======== Data lines

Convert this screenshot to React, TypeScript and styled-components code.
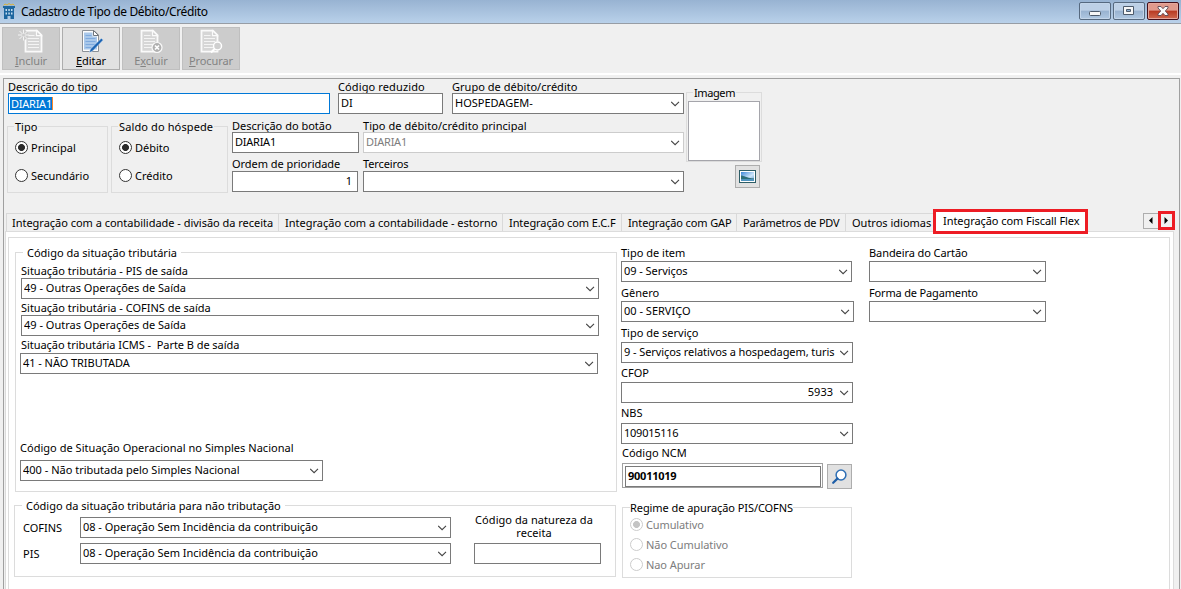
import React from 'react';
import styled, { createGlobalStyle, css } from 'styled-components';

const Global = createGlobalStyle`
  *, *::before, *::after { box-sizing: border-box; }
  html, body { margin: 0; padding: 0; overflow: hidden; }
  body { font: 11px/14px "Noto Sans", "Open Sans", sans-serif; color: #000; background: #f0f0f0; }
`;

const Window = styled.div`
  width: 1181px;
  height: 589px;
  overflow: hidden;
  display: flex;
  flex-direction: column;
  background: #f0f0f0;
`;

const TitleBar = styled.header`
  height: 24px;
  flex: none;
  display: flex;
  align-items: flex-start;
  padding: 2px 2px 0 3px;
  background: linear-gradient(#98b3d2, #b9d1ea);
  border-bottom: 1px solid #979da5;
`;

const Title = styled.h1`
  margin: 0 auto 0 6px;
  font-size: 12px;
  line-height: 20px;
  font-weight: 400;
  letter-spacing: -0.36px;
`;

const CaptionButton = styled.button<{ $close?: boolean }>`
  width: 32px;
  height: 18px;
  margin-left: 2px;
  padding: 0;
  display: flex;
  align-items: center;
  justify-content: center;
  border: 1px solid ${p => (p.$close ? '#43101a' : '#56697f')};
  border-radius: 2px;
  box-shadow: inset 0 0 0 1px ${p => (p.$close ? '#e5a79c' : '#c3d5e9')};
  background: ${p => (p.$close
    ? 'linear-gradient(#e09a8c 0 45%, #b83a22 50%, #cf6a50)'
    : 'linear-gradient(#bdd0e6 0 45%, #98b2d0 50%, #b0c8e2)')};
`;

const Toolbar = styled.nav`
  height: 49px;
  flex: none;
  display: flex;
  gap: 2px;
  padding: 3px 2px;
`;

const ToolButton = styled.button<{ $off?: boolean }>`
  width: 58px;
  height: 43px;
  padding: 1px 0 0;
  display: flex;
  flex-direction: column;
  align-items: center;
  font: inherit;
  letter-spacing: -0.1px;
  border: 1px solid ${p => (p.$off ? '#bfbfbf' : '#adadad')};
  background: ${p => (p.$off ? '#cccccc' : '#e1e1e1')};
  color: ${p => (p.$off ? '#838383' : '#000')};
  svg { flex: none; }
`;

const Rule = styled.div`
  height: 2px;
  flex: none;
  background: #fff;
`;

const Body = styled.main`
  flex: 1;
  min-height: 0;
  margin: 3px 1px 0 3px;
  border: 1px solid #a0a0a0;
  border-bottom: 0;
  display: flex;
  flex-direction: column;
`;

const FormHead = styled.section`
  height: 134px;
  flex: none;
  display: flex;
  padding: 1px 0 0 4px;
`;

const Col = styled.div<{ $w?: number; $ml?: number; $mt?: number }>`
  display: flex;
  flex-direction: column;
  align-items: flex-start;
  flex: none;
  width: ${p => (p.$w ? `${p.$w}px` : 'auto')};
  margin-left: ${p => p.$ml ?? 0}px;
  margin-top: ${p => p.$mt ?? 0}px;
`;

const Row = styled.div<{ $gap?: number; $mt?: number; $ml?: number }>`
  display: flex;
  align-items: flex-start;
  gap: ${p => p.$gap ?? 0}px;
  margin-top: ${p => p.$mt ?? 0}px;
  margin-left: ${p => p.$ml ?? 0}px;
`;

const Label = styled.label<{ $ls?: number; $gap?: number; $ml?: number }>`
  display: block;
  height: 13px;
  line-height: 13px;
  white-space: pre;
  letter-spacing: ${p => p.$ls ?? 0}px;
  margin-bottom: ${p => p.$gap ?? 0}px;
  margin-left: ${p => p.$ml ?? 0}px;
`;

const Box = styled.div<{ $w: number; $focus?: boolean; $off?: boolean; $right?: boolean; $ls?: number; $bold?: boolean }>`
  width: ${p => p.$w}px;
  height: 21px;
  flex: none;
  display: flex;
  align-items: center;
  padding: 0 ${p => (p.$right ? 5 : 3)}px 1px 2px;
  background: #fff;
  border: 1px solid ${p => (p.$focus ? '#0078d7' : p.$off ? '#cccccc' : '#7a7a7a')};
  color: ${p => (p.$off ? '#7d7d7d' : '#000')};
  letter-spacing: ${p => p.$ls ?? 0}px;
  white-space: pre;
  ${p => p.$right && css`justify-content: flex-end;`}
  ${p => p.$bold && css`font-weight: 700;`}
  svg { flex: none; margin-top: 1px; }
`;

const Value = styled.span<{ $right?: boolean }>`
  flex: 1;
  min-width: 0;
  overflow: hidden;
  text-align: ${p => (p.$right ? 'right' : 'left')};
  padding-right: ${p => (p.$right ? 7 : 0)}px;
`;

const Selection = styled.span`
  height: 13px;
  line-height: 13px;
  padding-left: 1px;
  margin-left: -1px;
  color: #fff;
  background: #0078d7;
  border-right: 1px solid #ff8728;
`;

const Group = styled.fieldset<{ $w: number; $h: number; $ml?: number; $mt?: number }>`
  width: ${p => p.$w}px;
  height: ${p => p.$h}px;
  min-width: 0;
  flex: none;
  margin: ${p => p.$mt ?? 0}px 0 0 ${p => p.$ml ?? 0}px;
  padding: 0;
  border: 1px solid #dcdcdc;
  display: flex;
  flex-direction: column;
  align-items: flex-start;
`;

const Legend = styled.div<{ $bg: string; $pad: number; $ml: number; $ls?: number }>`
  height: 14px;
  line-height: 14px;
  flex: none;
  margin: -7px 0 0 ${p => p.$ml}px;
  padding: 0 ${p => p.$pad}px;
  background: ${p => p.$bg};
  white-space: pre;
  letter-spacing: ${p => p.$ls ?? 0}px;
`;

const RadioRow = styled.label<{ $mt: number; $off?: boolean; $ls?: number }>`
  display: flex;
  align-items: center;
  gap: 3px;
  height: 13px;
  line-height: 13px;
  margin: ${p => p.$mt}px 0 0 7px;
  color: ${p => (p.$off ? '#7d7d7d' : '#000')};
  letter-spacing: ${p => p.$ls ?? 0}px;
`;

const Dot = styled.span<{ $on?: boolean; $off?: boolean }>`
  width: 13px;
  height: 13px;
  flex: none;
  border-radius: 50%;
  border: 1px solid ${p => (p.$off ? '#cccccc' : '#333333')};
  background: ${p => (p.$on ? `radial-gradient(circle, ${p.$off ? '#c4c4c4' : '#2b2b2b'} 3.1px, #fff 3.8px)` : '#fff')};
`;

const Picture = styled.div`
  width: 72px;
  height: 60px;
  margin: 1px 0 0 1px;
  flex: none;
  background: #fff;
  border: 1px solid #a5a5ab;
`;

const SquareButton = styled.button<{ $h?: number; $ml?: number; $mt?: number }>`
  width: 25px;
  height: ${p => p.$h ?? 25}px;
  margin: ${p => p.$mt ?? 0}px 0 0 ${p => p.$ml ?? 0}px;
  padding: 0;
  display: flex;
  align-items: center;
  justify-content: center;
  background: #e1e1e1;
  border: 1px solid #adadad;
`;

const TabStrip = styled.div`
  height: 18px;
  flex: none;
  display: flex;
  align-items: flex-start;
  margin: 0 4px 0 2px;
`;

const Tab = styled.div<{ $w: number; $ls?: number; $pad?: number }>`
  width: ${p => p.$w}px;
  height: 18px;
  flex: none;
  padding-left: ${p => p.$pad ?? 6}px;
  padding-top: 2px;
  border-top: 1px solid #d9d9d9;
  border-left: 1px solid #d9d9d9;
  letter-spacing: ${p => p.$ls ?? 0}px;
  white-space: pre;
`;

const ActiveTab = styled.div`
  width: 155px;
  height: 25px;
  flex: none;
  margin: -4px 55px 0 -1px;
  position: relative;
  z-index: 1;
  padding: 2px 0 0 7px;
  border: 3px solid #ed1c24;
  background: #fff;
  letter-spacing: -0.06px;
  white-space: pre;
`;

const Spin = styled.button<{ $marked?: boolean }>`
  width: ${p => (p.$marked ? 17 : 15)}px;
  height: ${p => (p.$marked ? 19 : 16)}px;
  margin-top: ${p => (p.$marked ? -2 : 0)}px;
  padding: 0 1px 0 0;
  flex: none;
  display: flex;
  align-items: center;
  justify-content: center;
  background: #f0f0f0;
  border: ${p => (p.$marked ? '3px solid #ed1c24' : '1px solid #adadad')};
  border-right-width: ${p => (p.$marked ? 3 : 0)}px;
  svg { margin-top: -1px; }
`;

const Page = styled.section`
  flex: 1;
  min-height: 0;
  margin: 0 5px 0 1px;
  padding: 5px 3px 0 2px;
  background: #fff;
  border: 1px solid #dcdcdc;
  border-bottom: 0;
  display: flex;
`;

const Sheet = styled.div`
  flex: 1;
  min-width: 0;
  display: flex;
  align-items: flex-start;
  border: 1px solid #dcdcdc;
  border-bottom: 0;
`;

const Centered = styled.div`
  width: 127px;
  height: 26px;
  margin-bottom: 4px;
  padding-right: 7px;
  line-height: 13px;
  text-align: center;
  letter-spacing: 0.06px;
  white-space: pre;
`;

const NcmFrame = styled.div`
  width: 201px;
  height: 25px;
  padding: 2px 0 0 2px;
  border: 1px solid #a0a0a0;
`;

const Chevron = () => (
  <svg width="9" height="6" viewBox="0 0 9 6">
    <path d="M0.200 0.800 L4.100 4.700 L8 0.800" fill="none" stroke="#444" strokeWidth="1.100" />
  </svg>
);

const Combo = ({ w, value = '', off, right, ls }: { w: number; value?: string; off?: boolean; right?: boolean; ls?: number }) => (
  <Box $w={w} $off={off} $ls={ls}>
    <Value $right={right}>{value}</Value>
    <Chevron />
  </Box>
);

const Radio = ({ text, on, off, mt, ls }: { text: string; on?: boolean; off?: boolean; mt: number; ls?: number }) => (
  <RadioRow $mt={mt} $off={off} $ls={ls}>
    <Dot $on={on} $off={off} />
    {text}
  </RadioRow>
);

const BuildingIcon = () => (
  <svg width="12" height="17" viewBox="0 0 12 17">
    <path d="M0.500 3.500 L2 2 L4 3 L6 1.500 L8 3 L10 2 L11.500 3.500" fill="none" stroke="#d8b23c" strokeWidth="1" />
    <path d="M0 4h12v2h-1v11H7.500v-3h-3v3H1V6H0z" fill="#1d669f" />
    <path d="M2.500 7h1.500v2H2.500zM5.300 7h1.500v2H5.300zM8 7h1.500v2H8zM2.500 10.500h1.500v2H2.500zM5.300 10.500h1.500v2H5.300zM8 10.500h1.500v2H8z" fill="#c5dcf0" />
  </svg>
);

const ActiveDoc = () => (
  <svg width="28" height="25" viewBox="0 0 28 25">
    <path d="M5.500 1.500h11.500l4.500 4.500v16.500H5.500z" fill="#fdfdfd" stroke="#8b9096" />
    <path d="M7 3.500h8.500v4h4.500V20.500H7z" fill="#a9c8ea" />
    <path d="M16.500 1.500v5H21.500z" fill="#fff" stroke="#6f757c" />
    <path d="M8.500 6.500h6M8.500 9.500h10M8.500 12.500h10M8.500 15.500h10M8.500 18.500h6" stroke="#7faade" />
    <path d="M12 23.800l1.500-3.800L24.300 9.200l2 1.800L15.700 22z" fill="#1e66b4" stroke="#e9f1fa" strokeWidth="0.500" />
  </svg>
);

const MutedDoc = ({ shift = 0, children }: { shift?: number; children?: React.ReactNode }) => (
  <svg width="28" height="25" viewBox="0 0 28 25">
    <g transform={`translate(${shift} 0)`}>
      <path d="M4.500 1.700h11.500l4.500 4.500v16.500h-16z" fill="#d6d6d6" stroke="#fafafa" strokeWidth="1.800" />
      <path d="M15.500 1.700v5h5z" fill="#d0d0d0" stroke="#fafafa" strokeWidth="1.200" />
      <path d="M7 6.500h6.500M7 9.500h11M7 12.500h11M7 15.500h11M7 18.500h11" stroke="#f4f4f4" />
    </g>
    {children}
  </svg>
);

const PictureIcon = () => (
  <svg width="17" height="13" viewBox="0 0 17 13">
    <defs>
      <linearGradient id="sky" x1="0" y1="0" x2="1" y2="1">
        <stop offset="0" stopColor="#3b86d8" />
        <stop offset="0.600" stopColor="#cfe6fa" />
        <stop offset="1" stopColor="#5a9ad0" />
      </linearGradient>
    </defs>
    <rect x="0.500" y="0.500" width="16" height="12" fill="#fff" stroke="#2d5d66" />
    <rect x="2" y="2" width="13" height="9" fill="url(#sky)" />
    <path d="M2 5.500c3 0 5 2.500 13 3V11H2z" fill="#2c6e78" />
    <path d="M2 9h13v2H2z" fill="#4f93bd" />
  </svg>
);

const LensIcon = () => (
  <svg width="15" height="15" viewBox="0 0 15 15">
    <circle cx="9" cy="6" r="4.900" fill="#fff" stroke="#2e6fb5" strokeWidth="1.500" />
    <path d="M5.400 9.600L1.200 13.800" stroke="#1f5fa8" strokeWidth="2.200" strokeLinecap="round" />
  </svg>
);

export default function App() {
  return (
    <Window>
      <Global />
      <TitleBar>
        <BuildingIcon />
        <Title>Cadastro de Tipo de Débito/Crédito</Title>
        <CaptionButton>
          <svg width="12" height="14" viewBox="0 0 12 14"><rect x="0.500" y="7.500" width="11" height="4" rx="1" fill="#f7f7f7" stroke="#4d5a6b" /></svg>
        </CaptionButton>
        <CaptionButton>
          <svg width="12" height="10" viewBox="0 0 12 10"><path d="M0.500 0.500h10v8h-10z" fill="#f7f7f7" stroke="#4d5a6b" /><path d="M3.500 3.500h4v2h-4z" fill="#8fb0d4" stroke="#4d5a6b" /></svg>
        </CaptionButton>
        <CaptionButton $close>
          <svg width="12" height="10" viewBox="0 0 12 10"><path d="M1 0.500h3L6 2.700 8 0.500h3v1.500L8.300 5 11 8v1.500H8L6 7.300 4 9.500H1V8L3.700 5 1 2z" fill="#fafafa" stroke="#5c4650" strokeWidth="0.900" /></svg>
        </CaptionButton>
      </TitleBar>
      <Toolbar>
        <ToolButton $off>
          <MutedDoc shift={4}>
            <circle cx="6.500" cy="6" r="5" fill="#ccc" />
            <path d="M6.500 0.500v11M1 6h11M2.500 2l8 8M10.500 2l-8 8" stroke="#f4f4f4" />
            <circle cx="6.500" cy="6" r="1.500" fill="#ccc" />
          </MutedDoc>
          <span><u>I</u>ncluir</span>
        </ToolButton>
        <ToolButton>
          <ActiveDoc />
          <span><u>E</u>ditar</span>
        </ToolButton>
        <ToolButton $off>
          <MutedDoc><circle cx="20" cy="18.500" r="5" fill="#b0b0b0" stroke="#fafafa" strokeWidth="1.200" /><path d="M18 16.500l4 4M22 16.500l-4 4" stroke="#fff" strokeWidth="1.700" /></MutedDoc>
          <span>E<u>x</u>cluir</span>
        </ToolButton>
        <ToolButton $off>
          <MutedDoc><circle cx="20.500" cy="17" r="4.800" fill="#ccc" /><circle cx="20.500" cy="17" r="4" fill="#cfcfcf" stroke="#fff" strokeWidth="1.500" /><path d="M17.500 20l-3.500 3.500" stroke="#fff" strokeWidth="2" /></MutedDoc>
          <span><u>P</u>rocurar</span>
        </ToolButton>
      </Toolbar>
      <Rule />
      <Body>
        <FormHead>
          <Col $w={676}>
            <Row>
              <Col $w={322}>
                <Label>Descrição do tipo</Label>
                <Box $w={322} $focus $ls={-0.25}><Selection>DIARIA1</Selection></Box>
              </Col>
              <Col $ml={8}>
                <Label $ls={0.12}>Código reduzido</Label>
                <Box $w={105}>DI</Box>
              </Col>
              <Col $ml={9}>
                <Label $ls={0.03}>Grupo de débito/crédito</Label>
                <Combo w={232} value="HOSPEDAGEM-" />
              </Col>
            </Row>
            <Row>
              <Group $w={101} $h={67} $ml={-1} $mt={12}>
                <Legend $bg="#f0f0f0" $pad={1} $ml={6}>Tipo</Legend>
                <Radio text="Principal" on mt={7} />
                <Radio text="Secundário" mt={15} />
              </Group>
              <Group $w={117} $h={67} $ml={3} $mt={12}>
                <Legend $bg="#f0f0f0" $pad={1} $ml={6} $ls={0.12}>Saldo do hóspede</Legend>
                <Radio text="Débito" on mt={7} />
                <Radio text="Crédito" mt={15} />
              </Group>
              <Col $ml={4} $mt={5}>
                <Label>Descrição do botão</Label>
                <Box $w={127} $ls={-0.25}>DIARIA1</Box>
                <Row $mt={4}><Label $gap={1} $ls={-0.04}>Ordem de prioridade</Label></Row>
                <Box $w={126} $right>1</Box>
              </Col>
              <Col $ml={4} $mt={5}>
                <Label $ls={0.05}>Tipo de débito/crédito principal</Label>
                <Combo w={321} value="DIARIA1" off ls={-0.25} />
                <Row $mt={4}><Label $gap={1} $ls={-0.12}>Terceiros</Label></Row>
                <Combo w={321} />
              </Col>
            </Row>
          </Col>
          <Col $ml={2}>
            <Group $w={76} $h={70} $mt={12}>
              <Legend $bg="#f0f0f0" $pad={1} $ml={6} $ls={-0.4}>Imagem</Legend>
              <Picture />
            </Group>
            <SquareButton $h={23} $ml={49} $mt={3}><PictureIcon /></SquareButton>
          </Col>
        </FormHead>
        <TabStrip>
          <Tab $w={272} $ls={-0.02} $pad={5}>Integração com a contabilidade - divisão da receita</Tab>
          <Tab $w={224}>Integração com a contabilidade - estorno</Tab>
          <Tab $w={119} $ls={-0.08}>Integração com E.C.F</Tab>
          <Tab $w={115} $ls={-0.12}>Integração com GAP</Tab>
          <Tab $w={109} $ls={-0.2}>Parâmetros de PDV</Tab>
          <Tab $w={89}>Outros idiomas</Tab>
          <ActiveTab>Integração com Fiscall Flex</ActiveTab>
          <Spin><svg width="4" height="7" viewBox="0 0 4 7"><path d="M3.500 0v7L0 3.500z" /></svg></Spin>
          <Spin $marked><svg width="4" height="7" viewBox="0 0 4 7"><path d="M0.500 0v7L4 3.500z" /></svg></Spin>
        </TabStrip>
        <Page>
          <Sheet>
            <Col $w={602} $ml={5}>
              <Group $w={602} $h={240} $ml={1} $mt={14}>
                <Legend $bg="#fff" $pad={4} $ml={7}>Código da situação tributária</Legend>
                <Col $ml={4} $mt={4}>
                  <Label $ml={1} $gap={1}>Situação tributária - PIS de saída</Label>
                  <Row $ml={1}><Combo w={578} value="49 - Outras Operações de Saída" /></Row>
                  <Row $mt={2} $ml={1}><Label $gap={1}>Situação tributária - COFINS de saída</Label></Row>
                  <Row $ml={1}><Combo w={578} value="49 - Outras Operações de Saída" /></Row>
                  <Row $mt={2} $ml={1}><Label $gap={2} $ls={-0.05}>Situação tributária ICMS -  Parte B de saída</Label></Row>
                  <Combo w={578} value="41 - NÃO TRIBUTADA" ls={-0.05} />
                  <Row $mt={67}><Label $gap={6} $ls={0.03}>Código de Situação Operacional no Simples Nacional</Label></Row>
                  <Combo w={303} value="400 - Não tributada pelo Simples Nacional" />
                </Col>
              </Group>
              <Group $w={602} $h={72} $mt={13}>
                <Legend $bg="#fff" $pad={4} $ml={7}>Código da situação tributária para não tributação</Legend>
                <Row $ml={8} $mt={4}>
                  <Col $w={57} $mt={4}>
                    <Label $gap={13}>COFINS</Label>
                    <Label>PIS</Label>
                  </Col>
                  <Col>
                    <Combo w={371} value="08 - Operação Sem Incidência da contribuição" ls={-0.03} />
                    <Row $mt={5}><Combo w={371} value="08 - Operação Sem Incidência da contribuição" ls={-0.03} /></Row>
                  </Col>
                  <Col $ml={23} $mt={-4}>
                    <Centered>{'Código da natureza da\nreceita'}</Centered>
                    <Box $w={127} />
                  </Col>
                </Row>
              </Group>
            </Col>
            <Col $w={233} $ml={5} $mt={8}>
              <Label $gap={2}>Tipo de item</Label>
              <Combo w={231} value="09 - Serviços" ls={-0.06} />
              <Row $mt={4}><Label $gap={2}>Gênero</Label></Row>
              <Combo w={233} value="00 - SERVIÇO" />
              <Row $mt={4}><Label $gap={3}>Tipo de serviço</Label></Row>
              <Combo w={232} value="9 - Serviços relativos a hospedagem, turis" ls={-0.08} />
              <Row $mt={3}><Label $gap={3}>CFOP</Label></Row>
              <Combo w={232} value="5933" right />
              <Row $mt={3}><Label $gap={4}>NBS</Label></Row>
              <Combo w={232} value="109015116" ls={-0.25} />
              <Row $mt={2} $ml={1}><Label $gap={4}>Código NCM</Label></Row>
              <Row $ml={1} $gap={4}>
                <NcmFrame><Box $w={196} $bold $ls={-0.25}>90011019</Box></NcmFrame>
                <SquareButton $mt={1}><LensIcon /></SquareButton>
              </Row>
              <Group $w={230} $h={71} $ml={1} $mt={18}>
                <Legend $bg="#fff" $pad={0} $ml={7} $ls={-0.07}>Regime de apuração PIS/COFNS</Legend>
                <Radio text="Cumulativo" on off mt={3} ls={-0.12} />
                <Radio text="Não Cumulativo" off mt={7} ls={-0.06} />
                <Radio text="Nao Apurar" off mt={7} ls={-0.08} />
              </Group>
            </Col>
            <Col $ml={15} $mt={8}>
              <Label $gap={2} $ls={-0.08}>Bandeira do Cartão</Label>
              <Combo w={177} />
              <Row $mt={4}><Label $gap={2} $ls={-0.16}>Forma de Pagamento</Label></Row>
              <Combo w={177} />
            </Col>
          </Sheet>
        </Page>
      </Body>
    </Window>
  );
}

================

§ Do this
Give the number of lines above that hold the word "React", and nothing more.

§ Output for this exercise
3